The third principle in designing templates for tidy data collection is to avoid characters or formatting that will make it hard for a computer program to process the data. There are a number of special characters and formatting conventions that can be hard for a statistical program to handle. In the example template shown in Figure 5.5, for example, the column names include spaces (for example, in “Date and time”), as well as parentheses (for example, in “VA 001 (A1)”). While most statistical programs have tools that allow you to handle and convert these characters once the data are read in, it’s even simpler to choose column names that avoid these problems in the original data collection template. This will save some extra coding further along in the analysis pipeline. Two general rules for creating easy-to-use column names in a data collection template are: (1) start each column name with a letter and (2) for the rest of the column name, use only letters, numbers, or the underscore character (“_“). For example,”aerated1” would work well, but “1–aerated” of “aerated–1” would not.

Within the cell values below the column names, there is more flexibility. For example, if you have a column that gives the IDs of different samples, it would be fine to include spaces and other characters in those IDs. There are a few exceptions, however. A big one is with values that record dates or date-time combinations.

First, it is important to include all elements of the date (or date and time, if both are recorded). The year should be included in the recorded date, even if the experiment only took a few days. This is because statistical programs have excellent functions for working with data that are dates or date-times, but to take advantage of these, the data must be converted into a special class in the program, and conversion to that class requires specific elements (for a date, it must include the year, month, and day of month).

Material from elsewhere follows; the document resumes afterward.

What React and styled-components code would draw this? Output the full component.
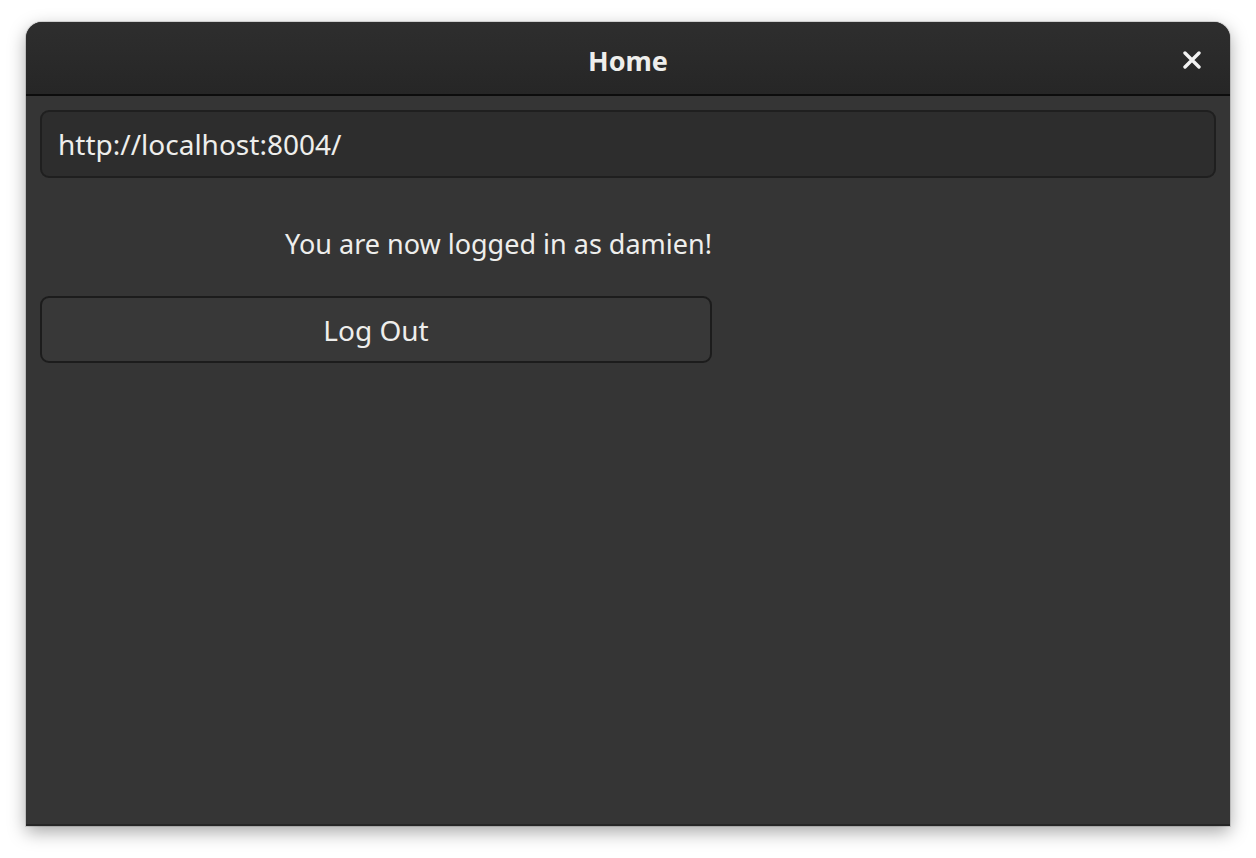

Second, it is useful to avoid recording dates and date-times in a way that results in a spreadsheet program automatically converting them. Surrounding the information about a date in quotation marks when entering it (as shown in Figure 5.5) can avoid this.

Finally, consider using a format to record the date that is unambiguous and so less likely to have recording errors. Dates are sometimes recorded using only numbers—for example, the first date of “July 9, 2019” in the example data could be recorded as “7/9/2019” or “7/9/19”, to be even more concise. However, this format has ambiguity. It can be unclear if this refers to July 9 or to September 7, both of which could be written as “7/9”. For the version that uses two digits for the year, it can be unclear if the date is for 2019 or 1919 (or any other century). Using the format “July 9, 2019”, as done in the latest version of the sample template, avoids this potential ambiguity.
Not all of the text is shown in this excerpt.